At one time, they also blocked the Apple support/discussions forum as "chat" (but I got that one lifted - I argued it is a support resource, and most hw/sw manufacturers have user to user support board - and those weren't blocked)
DOIM Also blocks downloads from both the Apple software update and any link clicked on
http://www.apple.com/support/downloads as "shareware/freeware"
After much debate, I did get them to unblock those two sites for a specific IP address - so I have a lone machine that can access them.
Most webmail sites are also blocked. But I have to agree, what they do/don't block is often strange.
Jim
-----Original Message-----
From: fed-talk-bounces+monahanj=email@hidden [mailto:fed-talk-bounces+monahanj=email@hidden] On Behalf Of Michael Kluskens
Sent: Thursday, October 19, 2006 10:53 AM
To: email@hidden
Subject: Re: [Fed-Talk] Government Blocking of Mac.com
On Oct 19, 2006, at 10:13 AM, Claiborne, Ronald MAJ PEO EIS PM DCATS
wrote:
> Is any military or govt. site besides Ft. Monmouth blocking
> www.mac.com as a malicious P2P/File Sharing site?
>
> I'd be interested in the rationale. Is there anything on www.mac.com
> that couldn't be found on yahoo mail, aol, etc...?
Upon creating a new account in OS X you have the option of creating a .Mac account, if you create it you can easily push files from your computer to that site. I assume the issue is pushing files up, i.e.
sharing.
By the same logic, yahoo mail, etc. should also be blocked. Because it is very easy to upload files to yahoo mail, etc.
Of course all messenger servers and equivalent web sites should also be blocked as well, same reason.
From my view someone got a bright idea and does not understand all the other equivalent sites that should be blocked.

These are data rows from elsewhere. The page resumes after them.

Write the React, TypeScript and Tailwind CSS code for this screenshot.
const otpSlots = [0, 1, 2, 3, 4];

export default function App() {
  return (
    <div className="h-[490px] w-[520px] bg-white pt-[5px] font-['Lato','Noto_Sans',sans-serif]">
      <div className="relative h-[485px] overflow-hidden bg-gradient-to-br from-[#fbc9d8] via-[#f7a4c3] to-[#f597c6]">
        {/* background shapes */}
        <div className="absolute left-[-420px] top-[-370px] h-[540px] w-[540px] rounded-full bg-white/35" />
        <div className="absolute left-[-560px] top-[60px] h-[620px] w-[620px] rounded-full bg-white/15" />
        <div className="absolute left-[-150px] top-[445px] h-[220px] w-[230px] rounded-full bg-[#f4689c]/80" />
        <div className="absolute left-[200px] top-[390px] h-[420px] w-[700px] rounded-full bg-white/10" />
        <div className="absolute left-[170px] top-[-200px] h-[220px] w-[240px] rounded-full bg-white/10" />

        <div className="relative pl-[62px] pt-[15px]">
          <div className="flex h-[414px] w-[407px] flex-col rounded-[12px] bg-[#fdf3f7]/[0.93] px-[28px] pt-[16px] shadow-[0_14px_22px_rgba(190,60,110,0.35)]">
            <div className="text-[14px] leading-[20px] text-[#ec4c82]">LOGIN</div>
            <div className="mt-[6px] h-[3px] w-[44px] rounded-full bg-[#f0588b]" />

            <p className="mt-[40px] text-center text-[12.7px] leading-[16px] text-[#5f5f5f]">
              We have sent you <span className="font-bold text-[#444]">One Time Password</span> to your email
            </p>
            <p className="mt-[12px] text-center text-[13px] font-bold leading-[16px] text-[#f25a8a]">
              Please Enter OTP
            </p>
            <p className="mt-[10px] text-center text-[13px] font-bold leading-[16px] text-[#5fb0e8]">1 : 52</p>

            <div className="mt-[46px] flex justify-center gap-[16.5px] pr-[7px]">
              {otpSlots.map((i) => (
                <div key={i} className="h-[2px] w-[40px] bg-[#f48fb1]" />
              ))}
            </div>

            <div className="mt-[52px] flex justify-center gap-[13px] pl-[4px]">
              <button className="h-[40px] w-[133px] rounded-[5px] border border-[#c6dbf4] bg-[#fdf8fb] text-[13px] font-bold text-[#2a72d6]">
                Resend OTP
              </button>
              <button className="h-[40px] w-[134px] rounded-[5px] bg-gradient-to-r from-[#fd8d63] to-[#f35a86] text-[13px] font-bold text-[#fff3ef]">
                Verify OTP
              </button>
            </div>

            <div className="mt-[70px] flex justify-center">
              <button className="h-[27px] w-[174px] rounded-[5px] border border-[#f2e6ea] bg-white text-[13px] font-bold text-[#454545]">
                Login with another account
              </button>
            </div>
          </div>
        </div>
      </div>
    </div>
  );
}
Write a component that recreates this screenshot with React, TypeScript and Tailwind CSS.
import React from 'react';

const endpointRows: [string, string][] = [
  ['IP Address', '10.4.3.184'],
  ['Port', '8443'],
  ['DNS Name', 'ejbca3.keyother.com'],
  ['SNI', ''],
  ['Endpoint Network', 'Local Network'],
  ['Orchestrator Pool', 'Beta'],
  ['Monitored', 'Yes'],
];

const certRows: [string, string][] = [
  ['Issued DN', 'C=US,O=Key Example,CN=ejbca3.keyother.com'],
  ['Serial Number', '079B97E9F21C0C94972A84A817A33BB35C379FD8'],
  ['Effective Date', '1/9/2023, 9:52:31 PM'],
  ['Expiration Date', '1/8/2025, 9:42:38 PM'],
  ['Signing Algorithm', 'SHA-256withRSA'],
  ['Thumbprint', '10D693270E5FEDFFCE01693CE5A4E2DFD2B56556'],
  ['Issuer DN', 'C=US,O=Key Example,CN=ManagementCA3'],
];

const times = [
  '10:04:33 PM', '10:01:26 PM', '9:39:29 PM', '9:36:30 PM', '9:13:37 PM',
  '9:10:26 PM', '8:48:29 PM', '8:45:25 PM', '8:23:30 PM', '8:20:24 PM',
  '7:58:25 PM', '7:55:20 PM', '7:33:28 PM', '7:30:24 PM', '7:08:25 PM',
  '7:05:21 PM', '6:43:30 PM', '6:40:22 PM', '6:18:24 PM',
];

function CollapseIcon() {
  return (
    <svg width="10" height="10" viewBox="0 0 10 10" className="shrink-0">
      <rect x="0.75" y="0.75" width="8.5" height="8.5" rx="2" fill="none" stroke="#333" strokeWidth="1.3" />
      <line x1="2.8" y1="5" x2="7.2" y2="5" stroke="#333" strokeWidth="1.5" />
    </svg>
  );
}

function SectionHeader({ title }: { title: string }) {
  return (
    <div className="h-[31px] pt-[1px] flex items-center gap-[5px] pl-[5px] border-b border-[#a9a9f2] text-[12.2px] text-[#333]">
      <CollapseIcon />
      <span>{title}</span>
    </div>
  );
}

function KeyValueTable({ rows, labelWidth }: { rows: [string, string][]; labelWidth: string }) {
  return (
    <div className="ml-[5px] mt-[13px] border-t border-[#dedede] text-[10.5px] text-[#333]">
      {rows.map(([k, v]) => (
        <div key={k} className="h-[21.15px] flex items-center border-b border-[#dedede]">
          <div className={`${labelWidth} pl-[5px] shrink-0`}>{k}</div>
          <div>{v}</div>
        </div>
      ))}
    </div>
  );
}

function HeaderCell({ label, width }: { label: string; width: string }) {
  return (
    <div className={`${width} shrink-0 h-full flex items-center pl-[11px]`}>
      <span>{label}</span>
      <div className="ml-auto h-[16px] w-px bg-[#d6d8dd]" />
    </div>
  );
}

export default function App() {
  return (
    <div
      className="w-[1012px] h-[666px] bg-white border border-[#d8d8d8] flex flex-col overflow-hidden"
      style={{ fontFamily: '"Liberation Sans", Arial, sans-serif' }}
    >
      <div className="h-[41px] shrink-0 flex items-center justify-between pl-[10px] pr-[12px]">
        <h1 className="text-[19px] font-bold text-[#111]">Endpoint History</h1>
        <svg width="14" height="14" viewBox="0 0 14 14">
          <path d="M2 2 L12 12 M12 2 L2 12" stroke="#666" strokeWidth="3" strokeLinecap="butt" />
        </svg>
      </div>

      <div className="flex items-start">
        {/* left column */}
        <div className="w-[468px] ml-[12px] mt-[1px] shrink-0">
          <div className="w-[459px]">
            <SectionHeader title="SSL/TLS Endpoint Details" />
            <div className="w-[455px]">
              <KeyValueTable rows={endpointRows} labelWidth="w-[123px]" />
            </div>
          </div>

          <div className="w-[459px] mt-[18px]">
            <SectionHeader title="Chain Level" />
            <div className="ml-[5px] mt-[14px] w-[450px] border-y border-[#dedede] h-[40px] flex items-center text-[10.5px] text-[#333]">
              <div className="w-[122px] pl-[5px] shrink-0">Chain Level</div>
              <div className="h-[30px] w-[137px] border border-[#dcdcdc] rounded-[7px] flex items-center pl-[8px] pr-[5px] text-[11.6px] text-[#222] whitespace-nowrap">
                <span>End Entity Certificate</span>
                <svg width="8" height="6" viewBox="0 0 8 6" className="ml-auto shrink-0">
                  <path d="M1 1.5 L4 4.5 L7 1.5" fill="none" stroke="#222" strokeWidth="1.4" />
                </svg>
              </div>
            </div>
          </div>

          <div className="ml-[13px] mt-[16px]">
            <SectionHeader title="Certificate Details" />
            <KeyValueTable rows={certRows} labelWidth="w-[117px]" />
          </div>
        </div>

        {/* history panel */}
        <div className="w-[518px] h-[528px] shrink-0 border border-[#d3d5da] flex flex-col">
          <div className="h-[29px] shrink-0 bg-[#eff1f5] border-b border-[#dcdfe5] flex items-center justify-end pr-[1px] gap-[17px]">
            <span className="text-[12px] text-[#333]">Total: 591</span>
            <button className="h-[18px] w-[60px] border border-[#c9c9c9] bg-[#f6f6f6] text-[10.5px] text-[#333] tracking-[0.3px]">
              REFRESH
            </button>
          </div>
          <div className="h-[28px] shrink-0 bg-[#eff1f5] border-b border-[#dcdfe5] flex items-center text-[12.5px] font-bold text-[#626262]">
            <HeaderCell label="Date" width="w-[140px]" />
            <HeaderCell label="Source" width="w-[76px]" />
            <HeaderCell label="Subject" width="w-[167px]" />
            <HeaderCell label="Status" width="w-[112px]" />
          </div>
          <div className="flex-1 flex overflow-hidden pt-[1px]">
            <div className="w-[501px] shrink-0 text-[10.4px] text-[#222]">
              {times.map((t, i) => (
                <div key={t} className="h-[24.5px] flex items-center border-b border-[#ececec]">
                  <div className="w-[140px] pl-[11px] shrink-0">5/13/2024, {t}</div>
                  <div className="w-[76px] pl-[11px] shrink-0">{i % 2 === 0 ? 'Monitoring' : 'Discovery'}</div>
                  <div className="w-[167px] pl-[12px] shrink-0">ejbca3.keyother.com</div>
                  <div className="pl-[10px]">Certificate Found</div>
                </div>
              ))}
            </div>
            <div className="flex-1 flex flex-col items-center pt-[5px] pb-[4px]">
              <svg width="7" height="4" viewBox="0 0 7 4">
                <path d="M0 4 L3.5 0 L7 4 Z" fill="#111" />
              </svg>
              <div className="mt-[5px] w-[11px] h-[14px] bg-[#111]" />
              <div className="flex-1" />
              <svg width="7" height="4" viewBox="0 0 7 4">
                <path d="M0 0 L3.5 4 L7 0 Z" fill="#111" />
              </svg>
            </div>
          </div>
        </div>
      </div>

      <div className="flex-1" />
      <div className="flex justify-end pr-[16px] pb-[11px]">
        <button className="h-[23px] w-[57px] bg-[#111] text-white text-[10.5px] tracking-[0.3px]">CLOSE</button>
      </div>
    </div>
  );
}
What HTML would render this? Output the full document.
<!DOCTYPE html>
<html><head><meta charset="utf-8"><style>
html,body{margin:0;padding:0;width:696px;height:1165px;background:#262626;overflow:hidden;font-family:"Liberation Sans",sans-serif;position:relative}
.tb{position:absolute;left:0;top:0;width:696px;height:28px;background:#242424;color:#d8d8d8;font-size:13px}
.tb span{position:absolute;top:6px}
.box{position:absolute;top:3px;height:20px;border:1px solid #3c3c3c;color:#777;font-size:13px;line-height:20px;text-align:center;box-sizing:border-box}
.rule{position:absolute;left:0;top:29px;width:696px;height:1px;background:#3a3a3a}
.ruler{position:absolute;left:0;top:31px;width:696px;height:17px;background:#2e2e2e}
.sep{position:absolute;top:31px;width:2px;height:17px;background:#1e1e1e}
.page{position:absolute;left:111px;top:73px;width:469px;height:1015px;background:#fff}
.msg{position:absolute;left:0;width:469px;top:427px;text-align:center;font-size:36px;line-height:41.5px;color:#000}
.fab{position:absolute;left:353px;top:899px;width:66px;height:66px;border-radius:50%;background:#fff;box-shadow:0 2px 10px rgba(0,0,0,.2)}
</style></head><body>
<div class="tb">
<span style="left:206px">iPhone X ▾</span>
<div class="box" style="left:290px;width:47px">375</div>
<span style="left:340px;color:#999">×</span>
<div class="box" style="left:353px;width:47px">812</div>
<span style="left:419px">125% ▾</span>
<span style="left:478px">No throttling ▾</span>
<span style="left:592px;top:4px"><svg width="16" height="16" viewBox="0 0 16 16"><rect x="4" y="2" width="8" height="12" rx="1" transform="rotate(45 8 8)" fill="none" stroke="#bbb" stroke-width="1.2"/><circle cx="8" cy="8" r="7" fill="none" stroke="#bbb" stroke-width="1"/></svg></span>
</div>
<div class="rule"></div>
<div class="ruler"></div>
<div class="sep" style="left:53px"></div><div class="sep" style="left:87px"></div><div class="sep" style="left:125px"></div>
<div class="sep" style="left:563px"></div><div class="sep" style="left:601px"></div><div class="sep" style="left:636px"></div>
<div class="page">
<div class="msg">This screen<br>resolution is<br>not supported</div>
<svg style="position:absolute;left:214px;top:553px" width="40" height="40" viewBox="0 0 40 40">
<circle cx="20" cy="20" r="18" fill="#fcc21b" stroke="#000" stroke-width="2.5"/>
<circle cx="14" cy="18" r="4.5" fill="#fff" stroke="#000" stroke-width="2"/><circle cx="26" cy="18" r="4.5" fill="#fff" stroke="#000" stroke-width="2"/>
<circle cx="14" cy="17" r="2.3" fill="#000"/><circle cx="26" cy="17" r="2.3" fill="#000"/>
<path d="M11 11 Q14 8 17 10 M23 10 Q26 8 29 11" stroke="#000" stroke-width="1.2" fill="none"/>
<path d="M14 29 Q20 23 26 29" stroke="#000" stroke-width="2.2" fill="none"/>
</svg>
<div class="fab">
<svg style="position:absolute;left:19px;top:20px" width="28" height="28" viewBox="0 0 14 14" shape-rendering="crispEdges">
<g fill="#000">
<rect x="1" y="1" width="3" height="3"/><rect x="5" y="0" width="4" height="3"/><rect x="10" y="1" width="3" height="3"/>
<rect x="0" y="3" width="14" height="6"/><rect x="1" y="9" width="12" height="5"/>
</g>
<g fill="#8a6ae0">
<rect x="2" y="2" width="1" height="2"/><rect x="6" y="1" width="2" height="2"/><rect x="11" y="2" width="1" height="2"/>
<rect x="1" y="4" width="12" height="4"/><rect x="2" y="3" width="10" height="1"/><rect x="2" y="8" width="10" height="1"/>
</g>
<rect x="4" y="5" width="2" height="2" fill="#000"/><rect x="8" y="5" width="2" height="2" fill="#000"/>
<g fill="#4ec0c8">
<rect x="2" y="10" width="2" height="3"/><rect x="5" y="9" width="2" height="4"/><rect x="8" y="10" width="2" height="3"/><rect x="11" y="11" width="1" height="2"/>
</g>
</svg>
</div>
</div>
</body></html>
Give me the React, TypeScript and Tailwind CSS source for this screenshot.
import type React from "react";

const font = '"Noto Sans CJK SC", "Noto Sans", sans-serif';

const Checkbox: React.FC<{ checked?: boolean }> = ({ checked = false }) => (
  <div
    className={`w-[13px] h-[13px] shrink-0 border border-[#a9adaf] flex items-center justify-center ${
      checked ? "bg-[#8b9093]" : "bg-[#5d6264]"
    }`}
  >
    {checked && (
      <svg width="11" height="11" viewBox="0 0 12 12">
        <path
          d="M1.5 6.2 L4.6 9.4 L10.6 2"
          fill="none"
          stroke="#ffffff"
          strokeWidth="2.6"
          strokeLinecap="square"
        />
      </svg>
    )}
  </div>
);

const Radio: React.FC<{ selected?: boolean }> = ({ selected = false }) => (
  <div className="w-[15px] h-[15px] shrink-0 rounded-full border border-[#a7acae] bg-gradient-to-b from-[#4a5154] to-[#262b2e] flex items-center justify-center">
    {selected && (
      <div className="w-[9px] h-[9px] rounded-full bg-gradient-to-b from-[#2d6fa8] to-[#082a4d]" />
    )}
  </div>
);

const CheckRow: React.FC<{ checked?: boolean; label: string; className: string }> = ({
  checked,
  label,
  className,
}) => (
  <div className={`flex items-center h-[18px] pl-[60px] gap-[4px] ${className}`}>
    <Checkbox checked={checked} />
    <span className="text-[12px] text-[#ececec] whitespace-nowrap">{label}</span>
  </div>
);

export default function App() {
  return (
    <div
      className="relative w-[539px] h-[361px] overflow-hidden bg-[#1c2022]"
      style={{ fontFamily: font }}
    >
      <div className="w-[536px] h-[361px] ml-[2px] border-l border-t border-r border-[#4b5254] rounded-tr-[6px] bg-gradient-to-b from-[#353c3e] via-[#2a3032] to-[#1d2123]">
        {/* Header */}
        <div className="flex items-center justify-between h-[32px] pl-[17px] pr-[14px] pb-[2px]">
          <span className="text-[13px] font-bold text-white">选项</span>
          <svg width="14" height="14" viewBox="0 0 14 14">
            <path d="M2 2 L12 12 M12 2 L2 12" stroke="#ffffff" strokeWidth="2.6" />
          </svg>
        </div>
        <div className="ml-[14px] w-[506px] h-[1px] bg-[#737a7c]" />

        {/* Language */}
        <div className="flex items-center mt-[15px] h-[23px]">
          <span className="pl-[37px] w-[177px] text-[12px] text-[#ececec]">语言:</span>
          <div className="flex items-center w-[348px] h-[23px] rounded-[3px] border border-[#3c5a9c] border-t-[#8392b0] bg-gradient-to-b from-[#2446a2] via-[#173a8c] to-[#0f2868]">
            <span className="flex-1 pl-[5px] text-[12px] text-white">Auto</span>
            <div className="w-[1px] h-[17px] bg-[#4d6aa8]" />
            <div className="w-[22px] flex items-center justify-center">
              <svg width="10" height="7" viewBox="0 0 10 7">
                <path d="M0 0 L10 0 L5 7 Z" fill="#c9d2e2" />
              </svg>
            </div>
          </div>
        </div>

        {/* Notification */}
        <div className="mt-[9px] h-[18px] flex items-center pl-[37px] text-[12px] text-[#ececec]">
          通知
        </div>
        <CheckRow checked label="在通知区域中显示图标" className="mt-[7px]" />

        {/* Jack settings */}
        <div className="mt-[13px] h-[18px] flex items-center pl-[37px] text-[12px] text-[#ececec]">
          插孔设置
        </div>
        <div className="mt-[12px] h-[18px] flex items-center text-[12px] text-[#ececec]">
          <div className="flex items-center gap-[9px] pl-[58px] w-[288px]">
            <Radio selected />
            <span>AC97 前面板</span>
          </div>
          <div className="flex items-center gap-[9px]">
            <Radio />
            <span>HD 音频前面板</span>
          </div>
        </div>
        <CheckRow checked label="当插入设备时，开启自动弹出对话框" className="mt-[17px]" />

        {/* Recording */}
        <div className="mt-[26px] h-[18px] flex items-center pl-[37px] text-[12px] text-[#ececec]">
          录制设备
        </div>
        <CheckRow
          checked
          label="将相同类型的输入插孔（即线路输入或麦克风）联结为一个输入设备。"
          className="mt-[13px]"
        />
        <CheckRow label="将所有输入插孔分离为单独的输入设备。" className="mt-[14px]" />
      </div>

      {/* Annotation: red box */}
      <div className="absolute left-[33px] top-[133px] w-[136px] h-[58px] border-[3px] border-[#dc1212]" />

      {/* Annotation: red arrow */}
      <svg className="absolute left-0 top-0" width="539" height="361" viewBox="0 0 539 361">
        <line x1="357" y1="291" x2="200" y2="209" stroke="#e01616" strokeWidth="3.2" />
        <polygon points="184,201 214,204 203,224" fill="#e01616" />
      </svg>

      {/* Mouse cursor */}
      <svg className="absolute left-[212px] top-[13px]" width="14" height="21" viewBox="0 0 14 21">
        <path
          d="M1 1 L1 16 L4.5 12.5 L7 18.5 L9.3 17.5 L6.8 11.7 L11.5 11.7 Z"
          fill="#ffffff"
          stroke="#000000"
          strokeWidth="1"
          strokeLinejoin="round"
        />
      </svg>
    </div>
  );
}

It's always easier to block Mac/OS X features and sites than the equivalent Windows features and sites.
It would be more straight forward if they just blocked everything and then opened access to the sites that people have a business reason to access, that's what I do for my kids (I think I forgot to act on the last request I received, hope that does not interfere with his homework).
I saw the note about a university blocking Apple updates, that I can't come up with any reason for, no matter how extreme a point of view I take, perhaps they should also block all access to microsoft.com as well, those updates from Microsoft have in the past disabled Windows OS.